The second amendment apologists have misused this one as well. We visited the site where the battle of Thermopylae took place and where this phrase was used in its’ original context.
The “second amendment” folks claim this phrase for their own purposes which is to let people know that they will resist any attempts to take away their guns or their rights as if that is going to happen. It is yet another loophole in language that has been exploited for political purposes.
The photo shows the famous statue of King Leonidas.
Resisting common sense and any attempts to keep the rest of us safe from danger and shootings by exploiting the meanings of language is disingenuous at the least. They are like the goats ( in photo from my trip taken on the Greek island of Kefalonia) who take risks, follow the ersatz leader and sometimes do dangerous things that could hurt the herd.
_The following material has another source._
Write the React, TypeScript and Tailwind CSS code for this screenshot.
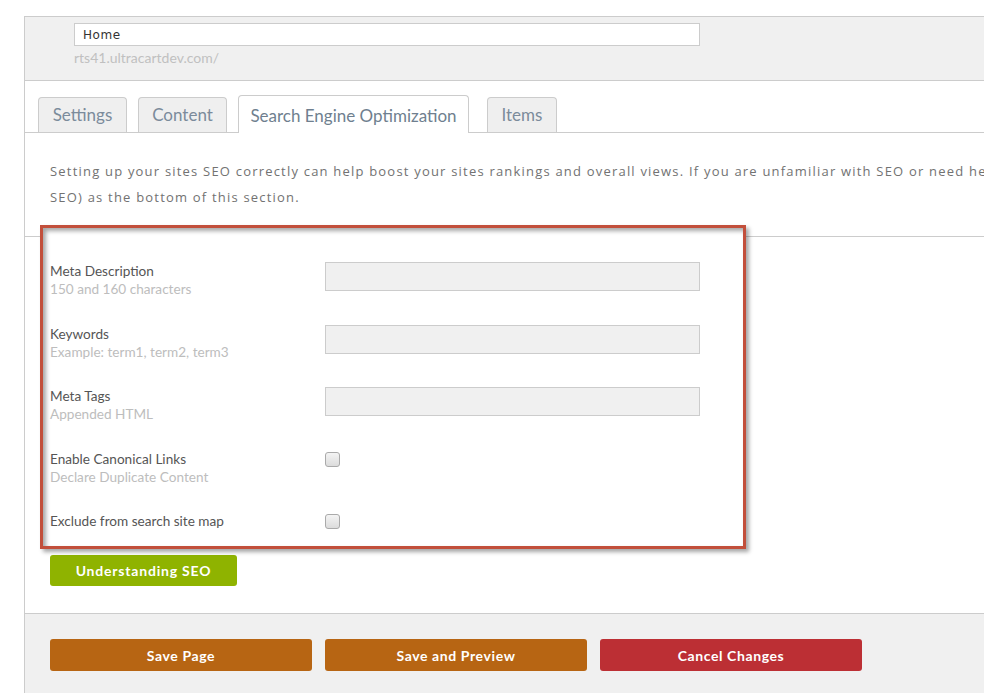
import React from 'react';

const tabs = [
  { label: 'Settings', w: 'w-[89px]', ml: 'ml-0' },
  { label: 'Content', w: 'w-[89px]', ml: 'ml-[11px]' },
  { label: 'Search Engine Optimization', w: 'w-[231px]', ml: 'ml-[11px]', active: true },
  { label: 'Items', w: 'w-[70px]', ml: 'ml-[18px]' },
];

const rows = [
  { label: 'Meta Description', hint: '150 and 160 characters', kind: 'input' },
  { label: 'Keywords', hint: 'Example: term1, term2, term3', kind: 'input' },
  { label: 'Meta Tags', hint: 'Appended HTML', kind: 'input' },
  { label: 'Enable Canonical Links', hint: 'Declare Duplicate Content', kind: 'check' },
  { label: 'Exclude from search site map', hint: '', kind: 'check' },
];

export default function App() {
  return (
    <div className="w-[984px] h-[693px] overflow-hidden bg-white font-['Lato',sans-serif]">
      <div className="ml-[24px] mt-[16px] border-l border-t border-[#cccccc] h-[677px] flex flex-col">
        {/* header */}
        <div className="h-[64px] bg-[#f0f0f0] border-b border-[#cccccc] pl-[49px] pt-[6px] shrink-0">
          <div className="w-[626px] h-[23px] bg-white border border-[#cccccc] flex items-center pl-[8px] font-['DejaVu_Sans',sans-serif] text-[12px] text-[#333] tracking-[0.6px]">
            Home
          </div>
          <div className="mt-[4px] text-[14px] text-[#c0c0c0] leading-[16px]">rts41.ultracartdev.com/</div>
        </div>

        {/* tabs */}
        <div className="pt-[14px] pl-[13px] border-b border-[#cccccc] flex items-end h-[52px] shrink-0">
          {tabs.map((t) =>
            t.active ? (
              <div
                key={t.label}
                className={`${t.w} ${t.ml} h-[38px] -mb-px pt-[2px] bg-white border border-b-0 border-[#cccccc] rounded-t-[4px] flex items-center justify-center text-[17px] text-[#6f7f8f]`}
              >
                {t.label}
              </div>
            ) : (
              <div
                key={t.label}
                className={`${t.w} ${t.ml} h-[35px] bg-[#efefef] border border-b-0 border-[#cccccc] rounded-t-[4px] flex items-center justify-center text-[17px] text-[#7b8b9b]`}
              >
                {t.label}
              </div>
            )
          )}
        </div>

        {/* description */}
        <div className="border-b border-[#cccccc] pl-[25px] pt-[25px] h-[104px] shrink-0 overflow-hidden whitespace-nowrap font-['Open_Sans',sans-serif] text-[13px] leading-[26px] tracking-[1.2px] text-[#727272]">
          <div>
            Setting up your sites SEO correctly can help boost your sites rankings and overall views. If you are unfamiliar with SEO or need help
          </div>
          <div>SEO) as the bottom of this section.</div>
        </div>

        {/* highlighted form */}
        <div className="ml-[15px] -mt-[12px] w-[706px] h-[324px] border-[3px] border-[#c24f3b] bg-white shadow-[3px_3px_4px_rgba(0,0,0,0.35),inset_3px_3px_4px_rgba(0,0,0,0.35)] pl-[7px] pt-[34px] relative z-10 shrink-0">
          {rows.map((r) => (
            <div key={r.label} className="flex h-[62.5px]">
              <div className="w-[275px] text-[13.6px] leading-[18px]">
                <div className="text-[#555555]">{r.label}</div>
                {r.hint && <div className="text-[#bdbdbd]">{r.hint}</div>}
              </div>
              {r.kind === 'input' ? (
                <div className="w-[375px] h-[29px] bg-[#f0f0f0] border border-[#cccccc]" />
              ) : (
                <div className="mt-[2px] w-[15px] h-[15px] rounded-[3px] border border-[#aaaaaa] bg-gradient-to-b from-[#f4f4f4] to-[#dcdcdc]" />
              )}
            </div>
          ))}
        </div>

        <div className="pl-[25px] pt-[6px] h-[64px] shrink-0">
          <button className="w-[187px] h-[31px] rounded-[3px] bg-[#8fb300] text-white text-[14px] font-bold tracking-[0.8px]">
            Understanding SEO
          </button>
        </div>

        {/* footer */}
        <div className="flex-1 bg-[#f0f0f0] border-t border-[#cccccc] pl-[25px] pt-[25px] flex gap-[13px] items-start">
          <button className="w-[262px] h-[32px] rounded-[3px] bg-[#b76513] text-white text-[14px] font-bold tracking-[0.6px]">
            Save Page
          </button>
          <button className="w-[262px] h-[32px] rounded-[3px] bg-[#b76513] text-white text-[14px] font-bold tracking-[0.6px]">
            Save and Preview
          </button>
          <button className="w-[262px] h-[32px] rounded-[3px] bg-[#bc2f34] text-white text-[14px] font-bold tracking-[0.6px]">
            Cancel Changes
          </button>
        </div>
      </div>
    </div>
  );
}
Working together works out better in the end for all of us. In Greece and in most other democratized countries, they think the U.S is just crazy when it comes to guns. Our guides told us that in Greece, it is very hard to get a gun of any kind. They are only used for hunting and not much for that , as it turns out. When it comes to semi-automatic assault rifles, they proclaimed their dangerousness and surprise that in America, just about anyone could have one. They don’t believe that guns are necessary for much of anything in Greece and their gun death rate , among the lowest in the world, proves that they have common sense. The ancient Greeks were very wise as are the modern Greeks that we encountered on our trip.
And so it is always instructive to travel for many reasons but getting a perspective on what’s going on at home is useful and mind expanding. We are a country unto our own when it comes to loopholes and gun laws.